══ RECORDS ══
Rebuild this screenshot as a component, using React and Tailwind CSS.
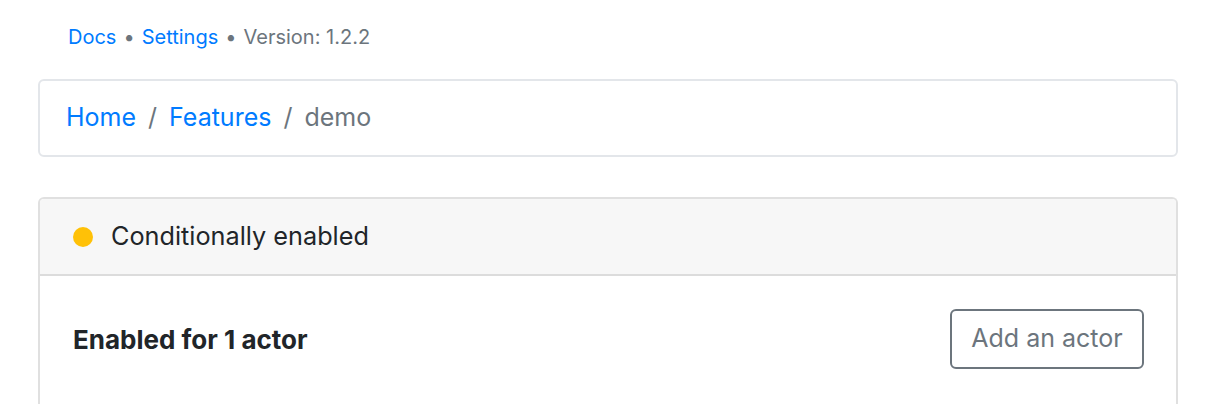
export default function App() {
  return (
    <div className="min-h-screen bg-white text-[#212529]" style={{ fontFamily: 'Inter, "Noto Sans", sans-serif' }}>
      <div className="w-[1140px] ml-[38px]">
        <nav className="h-[79px] pt-[23px] pl-[30px] flex items-start gap-[7px] text-[20px] leading-[28px]">
          <a className="text-[#007bff]">Docs</a>
          <span className="text-[#6c757d]">•</span>
          <a className="text-[#007bff]">Settings</a>
          <span className="text-[#6c757d]">•</span>
          <span className="text-[#6c757d]">Version: 1.2.2</span>
        </nav>

        <div className="h-[78px] border-2 border-[#e3e6ea] rounded-[6px] flex items-center px-[26px] text-[25px] gap-[12px]">
          <a className="text-[#007bff]">Home</a>
          <span className="text-[#6c757d]">/</span>
          <a className="text-[#007bff]">Features</a>
          <span className="text-[#6c757d]">/</span>
          <span className="text-[#6c757d]">demo</span>
        </div>

        <div className="mt-[40px] border-2 border-[#e0e0e0] border-b-0 rounded-t-[6px] overflow-hidden">
          <div className="h-[77px] bg-[#f7f7f7] border-b-2 border-[#dcdcdc] flex items-center pl-[33px] gap-[18px]">
            <span className="w-[20px] h-[20px] rounded-full bg-[#ffc107]" />
            <span className="text-[25.25px]">Conditionally enabled</span>
          </div>
          <div className="h-[130px] flex items-start justify-between pl-[33px] pr-[32px] pt-[33px]">
            <span className="text-[26px] font-bold leading-[62px]">Enabled for 1 actor</span>
            <button className="w-[194px] h-[60px] border-2 border-[#6c757d] rounded-[6px] text-[25px] text-[#6c757d]">Add an actor</button>
          </div>
        </div>
      </div>
    </div>
  );
}
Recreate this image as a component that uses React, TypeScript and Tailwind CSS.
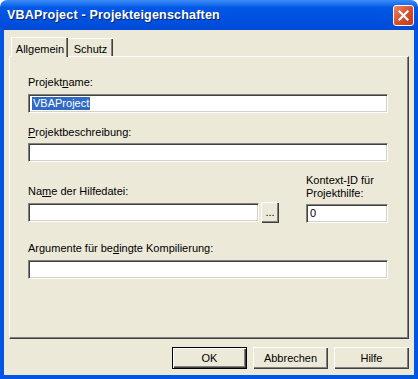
import React from 'react';

const font = { fontFamily: '"Liberation Sans", Arial, sans-serif' };

// classic sunken edit box
const Field: React.FC<{ className?: string; children?: React.ReactNode }> = ({ className = '', children }) => (
  <div
    className={`h-[19px] bg-white border border-t-[#808080] border-l-[#808080] border-b-white border-r-white shadow-[inset_1px_1px_0_#404040,inset_-1px_-1px_0_#d4d0c8] flex items-center pl-[3px] ${className}`}
  >
    {children}
  </div>
);

const Btn: React.FC<{ label: string; isDefault?: boolean }> = ({ label, isDefault }) => (
  <div
    className={`w-[75px] h-[22px] flex items-center justify-center text-[11px] text-black bg-[#ece9d8] ${
      isDefault
        ? 'border border-black shadow-[inset_1px_1px_0_#fff,inset_-1px_-1px_0_#404040,inset_-2px_-2px_0_#808080]'
        : 'shadow-[inset_1px_1px_0_#fff,inset_-1px_-1px_0_#404040,inset_-2px_-2px_0_#808080]'
    }`}
  >
    {label}
  </div>
);

export default function App() {
  return (
    <div className="w-[418px] h-[379px] bg-white flex flex-col select-none" style={font}>
      {/* Title bar */}
      <div className="h-[30px] rounded-t-[7px] bg-gradient-to-b from-[#3b8cf7] via-[#0058e6] via-25% to-[#004ad8] flex items-center justify-between pl-[7px] pr-[4px] shrink-0">
        <span className="text-white font-bold text-[12.5px] tracking-[0.2px] [text-shadow:1px_1px_0_#0a246a]">
          VBAProject - Projekteigenschaften
        </span>
        <div className="w-[21px] h-[21px] rounded-[3px] border border-white bg-gradient-to-br from-[#e9856a] via-[#d8512d] to-[#c0391b] flex items-center justify-center">
          <svg width="11" height="11" viewBox="0 0 11 11">
            <path d="M1.5 1.5 L9.5 9.5 M9.5 1.5 L1.5 9.5" stroke="#fff" strokeWidth="2.2" strokeLinecap="square" />
          </svg>
        </div>
      </div>

      {/* Client area */}
      <div className="flex-1 flex flex-col bg-[#ece9d8] border-x-4 border-b-4 border-[#0055e5] px-[5px] pt-[7px]">
        {/* Tabs */}
        <div className="flex items-end h-[20px] pl-[2px] relative z-10 -mb-px">
          <div className="w-[57px] h-[20px] bg-[#ece9d8] border-t border-l border-white shadow-[inset_-1px_0_0_#404040,inset_-2px_0_0_#808080] flex items-start justify-center pt-[3px] text-[11px] text-black">
            Allgemein
          </div>
          <div className="w-[45px] h-[18px] mb-[1px] bg-[#ece9d8] border-t border-white shadow-[inset_-1px_0_0_#404040,inset_-2px_0_0_#808080] flex items-start justify-center pt-[2px] text-[11px] text-black">
            Schutz
          </div>
        </div>

        {/* Tab panel */}
        <div className="w-[400px] h-[283px] border-t border-l border-white border-r border-r-[#404040] border-b border-b-[#404040] shadow-[inset_-1px_-1px_0_#808080] flex flex-col pl-[18px] pt-[19px] text-[11px] text-black leading-[13px]">
          <div>
            Projekt<span className="underline">n</span>ame:
          </div>
          <Field className="mt-[5px] w-[360px]">
            <span className="bg-[#316ac5] text-white leading-[13px] px-px">VBAProject</span>
          </Field>

          <div className="mt-[13px]">
            <span className="underline">P</span>rojektbeschreibung:
          </div>
          <Field className="mt-[4px] w-[360px]" />

          <div className="mt-[12px] flex items-end">
            <div className="flex flex-col">
              <div>
                Na<span className="underline">m</span>e der Hilfedatei:
              </div>
              <div className="mt-[4px] flex items-center gap-[2px]">
                <Field className="w-[231px]" />
                <div className="w-[18px] h-[21px] bg-[#ece9d8] shadow-[inset_1px_1px_0_#fff,inset_-1px_-1px_0_#404040,inset_-2px_-2px_0_#808080] flex items-end justify-center pb-[5px] leading-none">
                  ...
                </div>
              </div>
            </div>
            <div className="flex flex-col ml-[27px]">
              <div>
                Kontext-<span className="underline">I</span>D für
                <br />
                Projekthilfe:
              </div>
              <Field className="mt-[4px] w-[82px]">0</Field>
            </div>
          </div>

          <div className="mt-[19px]">
            Argumente für be<span className="underline">d</span>ingte Kompilierung:
          </div>
          <Field className="mt-[5px] w-[360px]" />
        </div>

        {/* Buttons */}
        <div className="flex justify-end gap-[6px] mt-[8px]">
          <Btn label="OK" isDefault />
          <Btn label="Abbrechen" />
          <Btn label="Hilfe" />
        </div>
      </div>
    </div>
  );
}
═══
Exactly reproduce the entries above, minus the pictures.

Rebuild this screenshot as a component, using React and Tailwind CSS.
export default function App() {
  return (
    <div className="min-h-screen bg-white text-[#212529]" style={{ fontFamily: 'Inter, "Noto Sans", sans-serif' }}>
      <div className="w-[1140px] ml-[38px]">
        <nav className="h-[79px] pt-[23px] pl-[30px] flex items-start gap-[7px] text-[20px] leading-[28px]">
          <a className="text-[#007bff]">Docs</a>
          <span className="text-[#6c757d]">•</span>
          <a className="text-[#007bff]">Settings</a>
          <span className="text-[#6c757d]">•</span>
          <span className="text-[#6c757d]">Version: 1.2.2</span>
        </nav>

        <div className="h-[78px] border-2 border-[#e3e6ea] rounded-[6px] flex items-center px-[26px] text-[25px] gap-[12px]">
          <a className="text-[#007bff]">Home</a>
          <span className="text-[#6c757d]">/</span>
          <a className="text-[#007bff]">Features</a>
          <span className="text-[#6c757d]">/</span>
          <span className="text-[#6c757d]">demo</span>
        </div>

        <div className="mt-[40px] border-2 border-[#e0e0e0] border-b-0 rounded-t-[6px] overflow-hidden">
          <div className="h-[77px] bg-[#f7f7f7] border-b-2 border-[#dcdcdc] flex items-center pl-[33px] gap-[18px]">
            <span className="w-[20px] h-[20px] rounded-full bg-[#ffc107]" />
            <span className="text-[25.25px]">Conditionally enabled</span>
          </div>
          <div className="h-[130px] flex items-start justify-between pl-[33px] pr-[32px] pt-[33px]">
            <span className="text-[26px] font-bold leading-[62px]">Enabled for 1 actor</span>
            <button className="w-[194px] h-[60px] border-2 border-[#6c757d] rounded-[6px] text-[25px] text-[#6c757d]">Add an actor</button>
          </div>
        </div>
      </div>
    </div>
  );
}
Recreate this image as a component that uses React, TypeScript and Tailwind CSS.
import React from 'react';

const font = { fontFamily: '"Liberation Sans", Arial, sans-serif' };

// classic sunken edit box
const Field: React.FC<{ className?: string; children?: React.ReactNode }> = ({ className = '', children }) => (
  <div
    className={`h-[19px] bg-white border border-t-[#808080] border-l-[#808080] border-b-white border-r-white shadow-[inset_1px_1px_0_#404040,inset_-1px_-1px_0_#d4d0c8] flex items-center pl-[3px] ${className}`}
  >
    {children}
  </div>
);

const Btn: React.FC<{ label: string; isDefault?: boolean }> = ({ label, isDefault }) => (
  <div
    className={`w-[75px] h-[22px] flex items-center justify-center text-[11px] text-black bg-[#ece9d8] ${
      isDefault
        ? 'border border-black shadow-[inset_1px_1px_0_#fff,inset_-1px_-1px_0_#404040,inset_-2px_-2px_0_#808080]'
        : 'shadow-[inset_1px_1px_0_#fff,inset_-1px_-1px_0_#404040,inset_-2px_-2px_0_#808080]'
    }`}
  >
    {label}
  </div>
);

export default function App() {
  return (
    <div className="w-[418px] h-[379px] bg-white flex flex-col select-none" style={font}>
      {/* Title bar */}
      <div className="h-[30px] rounded-t-[7px] bg-gradient-to-b from-[#3b8cf7] via-[#0058e6] via-25% to-[#004ad8] flex items-center justify-between pl-[7px] pr-[4px] shrink-0">
        <span className="text-white font-bold text-[12.5px] tracking-[0.2px] [text-shadow:1px_1px_0_#0a246a]">
          VBAProject - Projekteigenschaften
        </span>
        <div className="w-[21px] h-[21px] rounded-[3px] border border-white bg-gradient-to-br from-[#e9856a] via-[#d8512d] to-[#c0391b] flex items-center justify-center">
          <svg width="11" height="11" viewBox="0 0 11 11">
            <path d="M1.5 1.5 L9.5 9.5 M9.5 1.5 L1.5 9.5" stroke="#fff" strokeWidth="2.2" strokeLinecap="square" />
          </svg>
        </div>
      </div>

      {/* Client area */}
      <div className="flex-1 flex flex-col bg-[#ece9d8] border-x-4 border-b-4 border-[#0055e5] px-[5px] pt-[7px]">
        {/* Tabs */}
        <div className="flex items-end h-[20px] pl-[2px] relative z-10 -mb-px">
          <div className="w-[57px] h-[20px] bg-[#ece9d8] border-t border-l border-white shadow-[inset_-1px_0_0_#404040,inset_-2px_0_0_#808080] flex items-start justify-center pt-[3px] text-[11px] text-black">
            Allgemein
          </div>
          <div className="w-[45px] h-[18px] mb-[1px] bg-[#ece9d8] border-t border-white shadow-[inset_-1px_0_0_#404040,inset_-2px_0_0_#808080] flex items-start justify-center pt-[2px] text-[11px] text-black">
            Schutz
          </div>
        </div>

        {/* Tab panel */}
        <div className="w-[400px] h-[283px] border-t border-l border-white border-r border-r-[#404040] border-b border-b-[#404040] shadow-[inset_-1px_-1px_0_#808080] flex flex-col pl-[18px] pt-[19px] text-[11px] text-black leading-[13px]">
          <div>
            Projekt<span className="underline">n</span>ame:
          </div>
          <Field className="mt-[5px] w-[360px]">
            <span className="bg-[#316ac5] text-white leading-[13px] px-px">VBAProject</span>
          </Field>

          <div className="mt-[13px]">
            <span className="underline">P</span>rojektbeschreibung:
          </div>
          <Field className="mt-[4px] w-[360px]" />

          <div className="mt-[12px] flex items-end">
            <div className="flex flex-col">
              <div>
                Na<span className="underline">m</span>e der Hilfedatei:
              </div>
              <div className="mt-[4px] flex items-center gap-[2px]">
                <Field className="w-[231px]" />
                <div className="w-[18px] h-[21px] bg-[#ece9d8] shadow-[inset_1px_1px_0_#fff,inset_-1px_-1px_0_#404040,inset_-2px_-2px_0_#808080] flex items-end justify-center pb-[5px] leading-none">
                  ...
                </div>
              </div>
            </div>
            <div className="flex flex-col ml-[27px]">
              <div>
                Kontext-<span className="underline">I</span>D für
                <br />
                Projekthilfe:
              </div>
              <Field className="mt-[4px] w-[82px]">0</Field>
            </div>
          </div>

          <div className="mt-[19px]">
            Argumente für be<span className="underline">d</span>ingte Kompilierung:
          </div>
          <Field className="mt-[5px] w-[360px]" />
        </div>

        {/* Buttons */}
        <div className="flex justify-end gap-[6px] mt-[8px]">
          <Btn label="OK" isDefault />
          <Btn label="Abbrechen" />
          <Btn label="Hilfe" />
        </div>
      </div>
    </div>
  );
}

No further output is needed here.